At the book’s launch held on Tuesday at the Georgetown Club, Donald Trotman read his review of the literary work and explained that the book could be divided into four conveniently understandable categories – autobiography, biography, history, social and political.
He said that the letters relate the experiences in British Guiana of a couple, from apparently wealthy American families, who came to live in an underdeveloped tropical country where the amenities for comfortable living were not as readily available as those to which they were accustomed.
According to Trotman, the experiences recorded in the letter were graphic and detailed, extending to events outside of the home, capturing the feeling and spirit of the ‘Guianese’ people and objectively observing the social, political and economic conditions of the still colonised country.
He identified Irwin’s mother as the central character of the book, since it is to her readers will keep returning when the vitality of narrative has to be sustained. “It is to her that we look for a searching account of the nuances, attitudes and mannerisms of Georgetown middle class society, more particularly the genteel ladies of the city’s superficial social and cultural elite. And it is to Marian that we must return to get a bird’s eye view of an objective observer of the political and economic landscape of British Guiana in the nineteen fifties.”
Trotman said that Irwin’s experience and expertise acquired in her career in the publishing industry in the US, has enabled her to compose the collection of letters which comprise the book, in a way that makes it seem as though she was living through the experiences recorded by her parents.
He said that the book ends appropriately and effectively with a nostalgic epilogue recollecting Irwin’s return to Guyana in 1994 with her father. He said that the concluding piece evidences a physical and extrasensory connection by the author with a place which she could not have recognised from memory, since she was only five months when she was last here.

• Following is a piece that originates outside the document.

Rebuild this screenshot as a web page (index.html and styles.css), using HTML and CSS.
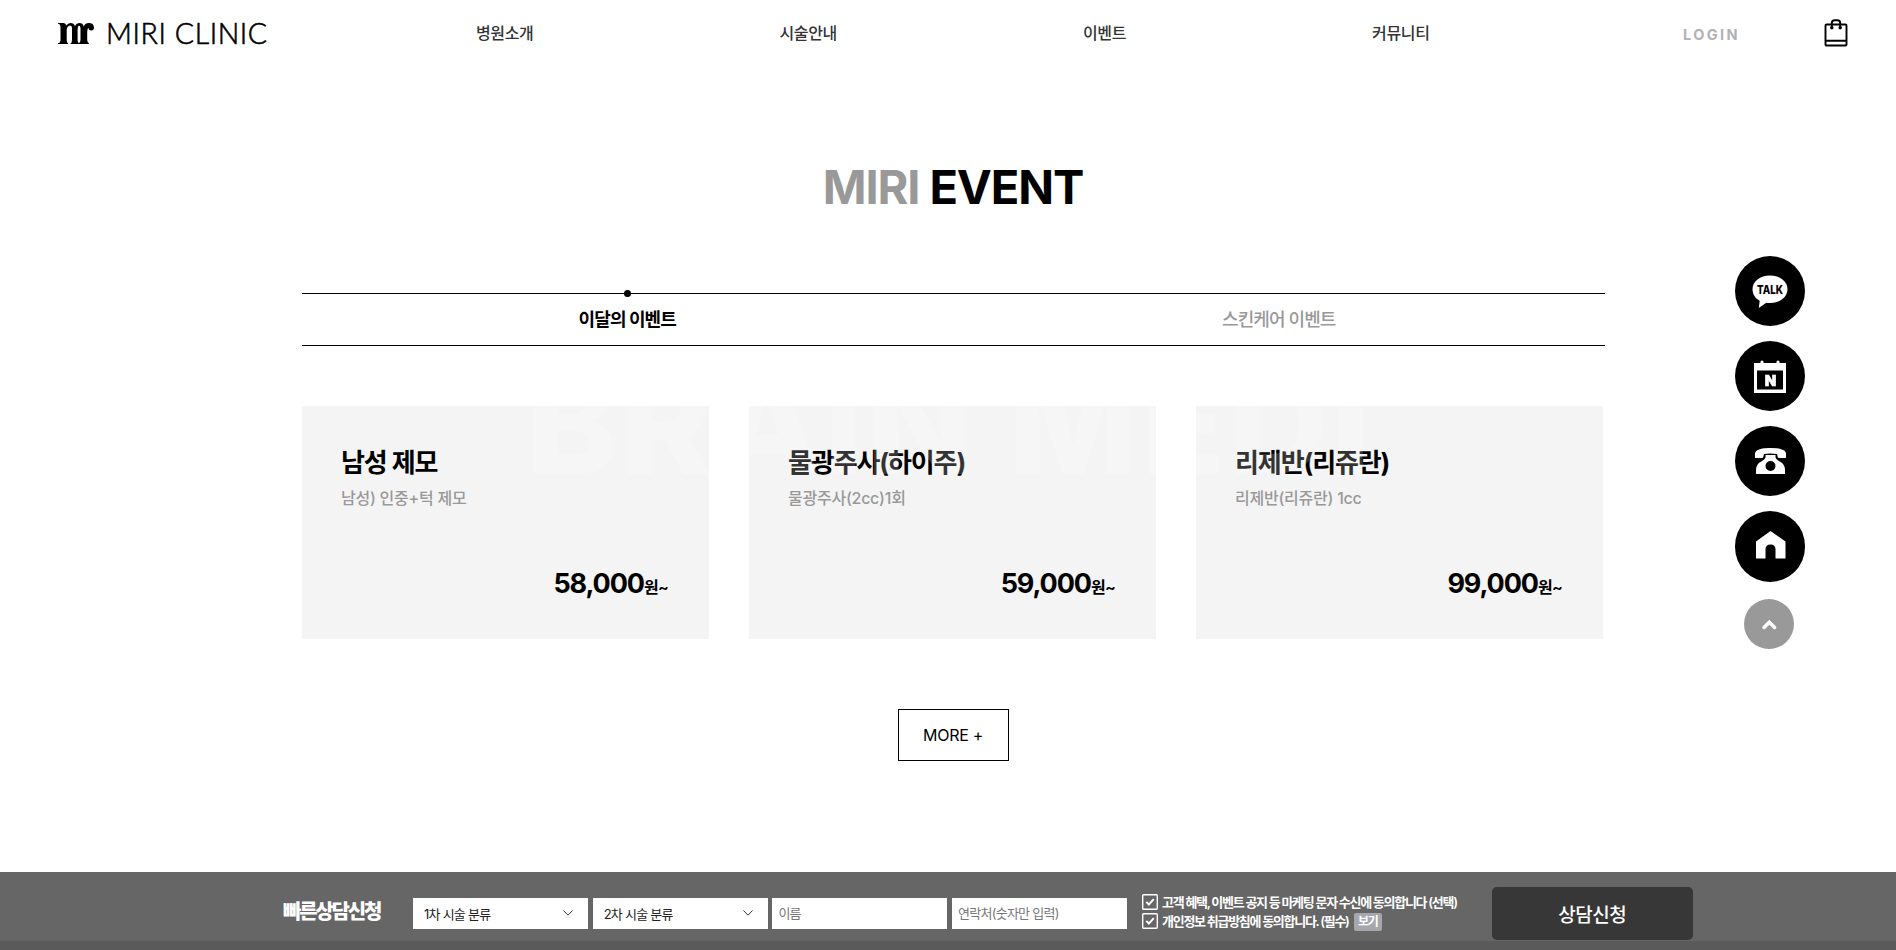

However, Trotman said that Irwin’s emotional intelligence lets her know that it was and will continue to be a part of her being and place to which she belongs, wherever she may happen to be.
Dorothy Irwin has spent her career in the publishing industry first as a project manager for design studios and editorial packagers producing educational books, then as copy chief for magazines such as ‘Saveur’, ‘Bon Appetit’ and ‘His Old House.’ The initial copies of the book which were brought to Guyana have almost sold out.